A lot of people are still old-fashioned, in that respect, Olsen says. Like her parents. "Every time I see them, their first question isn't how is your career doing? We're so proud of you being a strong independent woman! It's more like: when are you going to settle down and let a man take care of you? Well, I don't need to do this thing to prove that I'm a real woman. I can do other things. But I don't argue with them, I appreciate the time that I have with them. And occasionally I remind them in a kind way that they are a little narrow-minded." [Laughs]

MY WOMAN is a record about love, Olsen says. But not so much romantic love. "It's interesting to be in love, but I don't see it as the all and everything. Why should it drive your sadness? Why should it drive your perspective on life? I like to talk about different kinds of love, and the limitations that come with them. What do you think of when you hear the title of the song 'Sister'? I think of a specific kind of love, a feeling that isn't romantic but sort of nostalgic. 'Not Gonna Kill You' sounds a little harsher and aggressive, but it has a similar message: love that never seeks to contain or to confine will always be there. Because you didn't put it in a box. That 'friendship' love can be more real than anything."

Olsen picked up themes of friendship and different kinds of love from the Italian author Elena Ferrante, whose Neapolitan Novels told the story of two women who grew up in Naples. "It's like The Godfather, but then from a matriarch's perspective. [Laughs] You see the characters develop, and you've liked them and you've hated them. And they go in and out of friendships and in and out of different kinds of fears and they're humble at times and strong at other times. All of the themes she covered are very real, very human, but she writes about them in a neutral way."

Feminism, love... Angel Olsen's songs are clearly a search for identity, for self-possession, for maintaining your personality in relation to someone else. In other words, it is a grasp at independence and freedom. The singer wants to go through life unchained. For her, MY WOMAN is an attitude: do everything yourself and stay in control. It's no coincidence that she directs her own videos now.

Olsen made her debut in 2011 with Strange Cacti, a cassette full of lo-fi folk songs. She caught the attention of Will Oldham aka Bonnie "Prince" Billy, who was looking for someone for The Babblers, his project with which he covered songs by Kevin Coyne and Dagmar Krause. He had PJ Harvey and Cat Power in mind, but he found Olsen. He fell in love with her wonderful voice, which he described as "a mixture of apprehension and satisfaction." "One time we were on some boat in France during a tour," Olsen recalls. "I was saying how much I loved Françoise Hardy, and he said that I was extremely talented too. I thought that was a great compliment. Will is a pretty reserved person. When he says something like that, you're like, wait, you have a heart! [Laughs] Although I disagreed. Françoise Hardy has a totally different aesthetic, but she is really fucking amazing."

Olsen spent two years with Will Oldham. But then she released Burn Your Fire for No Witness (in 2014), and her mix of grunge, folk, and Roy Orbison was a big hit. She suddenly had an audience herself, critics hailed her dark poetry and catapulted her to being "indie rock's new dark lady".

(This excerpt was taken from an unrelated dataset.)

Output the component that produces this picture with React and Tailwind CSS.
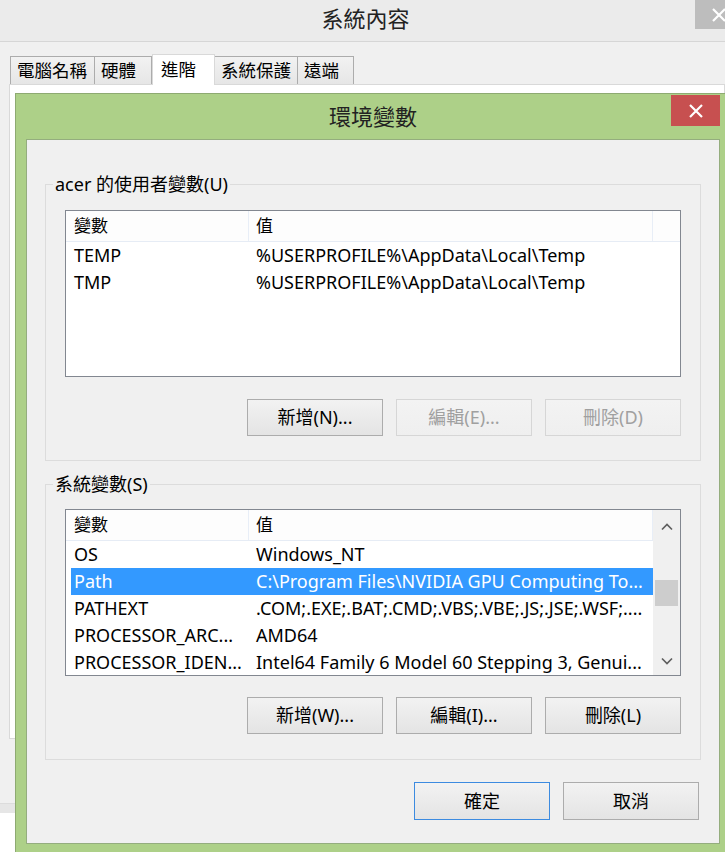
import React from "react";

const userVars = [
  { name: "TEMP", value: "%USERPROFILE%\\AppData\\Local\\Temp" },
  { name: "TMP", value: "%USERPROFILE%\\AppData\\Local\\Temp" },
];

const sysVars = [
  { name: "OS", value: "Windows_NT" },
  { name: "Path", value: "C:\\Program Files\\NVIDIA GPU Computing To...", selected: true },
  { name: "PATHEXT", value: ".COM;.EXE;.BAT;.CMD;.VBS;.VBE;.JS;.JSE;.WSF;...." },
  { name: "PROCESSOR_ARC...", value: "AMD64" },
  { name: "PROCESSOR_IDEN...", value: "Intel64 Family 6 Model 60 Stepping 3, Genui..." },
];

const tabs = ["電腦名稱", "硬體", "進階", "系統保護", "遠端"];
const tabWidths = ["w-[85px]", "w-[58px]", "w-[63px]", "w-[84px]", "w-[57px]"];

// thin white X used on both close buttons
const CloseX = () => (
  <svg width="14" height="14" viewBox="0 0 14 14">
    <path d="M1 1 L13 13 M13 1 L1 13" stroke="#fff" strokeWidth="2.2" fill="none" />
  </svg>
);

const Chevron = ({ down }) => (
  <svg width="12" height="8" viewBox="0 0 12 8">
    <path
      d={down ? "M1 1.5 L6 6.5 L11 1.5" : "M1 6.5 L6 1.5 L11 6.5"}
      stroke="#5f5f5f"
      strokeWidth="1.7"
      fill="none"
    />
  </svg>
);

const WinButton = ({ children, disabled, primary, tall }) => (
  <div
    className={
      "w-[136px] flex items-center justify-center text-[18px] border bg-gradient-to-b from-[#f2f2f2] to-[#e4e4e4] " +
      (tall ? "h-[38px] " : "h-[37px] ") +
      (primary
        ? "border-[#3c8be0] text-black"
        : disabled
        ? "border-[#d6d6d6] from-[#f3f3f3] to-[#efefef] text-[#a0a0a0]"
        : "border-[#acacac] text-black")
    }
  >
    {children}
  </div>
);

const ListHeader = ({ full }) => (
  <div className="flex h-[31px] shrink-0 bg-[#fdfdfd] border-b border-[#e6ecf5] text-[17px]">
    <div className="w-[183px] pl-[8px] flex items-center border-r border-[#e8eef7]">變數</div>
    <div className="w-[404px] pl-[7px] flex items-center border-r border-[#e8eef7]">值</div>
    {full && <div className="flex-1" />}
  </div>
);

const Row = ({ v }) => (
  <div
    className={
      "flex h-[27px] ml-[5px] w-[582px] items-center whitespace-nowrap " +
      (v.selected ? "bg-[#3399ff] text-white" : "")
    }
  >
    <div className="w-[178px] pl-[3px] overflow-hidden">{v.name}</div>
    <div className="flex-1 pl-[7px] overflow-hidden">{v.value}</div>
  </div>
);

const GroupBox = ({ label, children, className }) => (
  <div className={"relative border border-[#dcdcdc] pl-[19px] pr-[19px] " + className}>
    <span className="absolute left-[7px] top-[-12px] px-[2px] bg-[#f0f0f0] text-[18px] leading-[22px]">
      {label}
    </span>
    {children}
  </div>
);

export default function App() {
  return (
    <div className="relative w-[725px] h-[852px] overflow-hidden bg-white text-black font-['Noto_Sans','Noto_Sans_CJK_TC',sans-serif] text-[18px]">
      {/* background window: 系統內容 */}
      <div className="flex flex-col h-[813px] bg-[#f0f0f0]">
        <div className="relative h-[42px] shrink-0 bg-[#ebebeb] border-b border-[#d6d6d6] flex items-center justify-center">
          <span className="text-[22px] text-[#222] pb-[5px] pl-[6px]">系統內容</span>
          <div className="absolute right-[-17px] top-0 w-[47px] h-[29px] bg-[#bdbdbd] flex items-center justify-center">
            <CloseX />
          </div>
        </div>
        <div className="flex items-end h-[42px] shrink-0 pl-[10px] text-[17.5px]">
          {tabs.map((t, i) =>
            i === 2 ? (
              <div
                key={t}
                className={tabWidths[i] + " relative z-10 h-[31px] mb-[-1px] bg-white border border-b-0 border-[#d9d9d9] pl-[8px] pt-[1px]"}
              >
                {t}
              </div>
            ) : (
              <div
                key={t}
                className={tabWidths[i] + " h-[28px] bg-gradient-to-b from-[#f2f2f2] to-[#e6e6e6] border border-[#acacac] border-b-0 pl-[6px] flex items-center -ml-px first:ml-0"}
              >
                {t}
              </div>
            )
          )}
        </div>
        <div className="ml-[9px] h-[655px] shrink-0 bg-white border border-[#d9d9d9]" />
        <div className="flex-1" />
        <div className="h-[10px] shrink-0 bg-[#e6e6e6] border-t border-[#dcdcdc]" />
      </div>

      {/* foreground dialog: 環境變數 */}
      <div className="absolute left-[15px] top-[93px] w-[716px] h-[775px] bg-[#add088] border border-[#8eaa72] px-[10px]">
        <div className="relative h-[45px] flex items-center justify-center">
          <span className="text-[22px] text-[#222] pb-[1px]">環境變數</span>
          <div className="absolute right-0 top-[1px] w-[49px] h-[31px] bg-[#c75050] flex items-center justify-center">
            <CloseX />
          </div>
        </div>

        <div className="h-[705px] bg-[#f0f0f0] border border-[#94ad7e] pt-[44px] pl-[18px] pr-[18px]">
          <GroupBox label="acer 的使用者變數(U)" className="pt-[25px] pb-[24px]">
            <div className="h-[167px] bg-white border border-[#828790]">
              <ListHeader full />
              {userVars.map((v) => (
                <Row key={v.name} v={v} />
              ))}
            </div>
            <div className="flex justify-end gap-[13px] mt-[22px]">
              <WinButton>新增(N)...</WinButton>
              <WinButton disabled>編輯(E)...</WinButton>
              <WinButton disabled>刪除(D)</WinButton>
            </div>
          </GroupBox>

          <GroupBox label="系統變數(S)" className="mt-[23px] pt-[24px] pb-[25px]">
            <div className="h-[167px] bg-white border border-[#828790] flex">
              <div className="w-[587px] flex flex-col">
                <ListHeader />
                {sysVars.map((v) => (
                  <Row key={v.name} v={v} />
                ))}
              </div>
              <div className="flex-1 bg-[#f0f0f0] flex flex-col">
                <div className="h-[33px] flex items-center justify-center">
                  <Chevron />
                </div>
                <div className="h-[37px]" />
                <div className="h-[26px] mx-[2px] bg-[#cdcdcd]" />
                <div className="flex-1" />
                <div className="h-[28px] flex items-center justify-center">
                  <Chevron down />
                </div>
              </div>
            </div>
            <div className="flex justify-end gap-[13px] mt-[21px]">
              <WinButton>新增(W)...</WinButton>
              <WinButton>編輯(I)...</WinButton>
              <WinButton>刪除(L)</WinButton>
            </div>
          </GroupBox>

          <div className="flex justify-end gap-[13px] mt-[22px] pr-[2px]">
            <WinButton primary tall>確定</WinButton>
            <WinButton tall>取消</WinButton>
          </div>
        </div>
      </div>
    </div>
  );
}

The up-tempo songs on the "A-side" of MY WOMAN are about that "new landscape" she saw herself catapulted into. "It's nice that people like what you're doing, but then you have to come up to their expectations. That is problematic. I want to protect my writing and keep on challenging myself. MY WOMAN is also about that, the power of making something, of being able to be creative. I wanted to be less over-intellectualistic in my lyrics and concentrate more on my voice, as an instrument. If I were a critic, I'd be exhausted by me sometimes. Part of that was the reason to make side B of this record. Something that had more music and a band sound to it."

She stresses that she likes music that doesn't have a ton of words, like stripped down piano music or synth music. MY WOMAN does start with some surprisingly poppy synths on "Intern". "At the end of the previous tour, I bought a piano. I had written a lot of piano songs while growing up, but just not a lot of lyric-based ones. This is the first time that I really figured out how to do that. It's a challenge, because a piano is almost like drums, you have to simplify what you write to make it work. At the same time I was listening to Julee Cruise, and Brian Eno, and even new age music, like Ariel Calma. Something without those damn words." [Laughs]

Olsen's feline eyes sparkle. "Excuse me if I'm over-explaining, I just feel like it's important to say what this record is about," she says, apologising for rattling on. She's suddenly interrupted by the loud noise of an animal on the roof above our heads. A pigeon? A crow? A pie in the sky? "Sounds like a flying cat," she laughs, momentarily released from her train of thought. "Meow meow meow."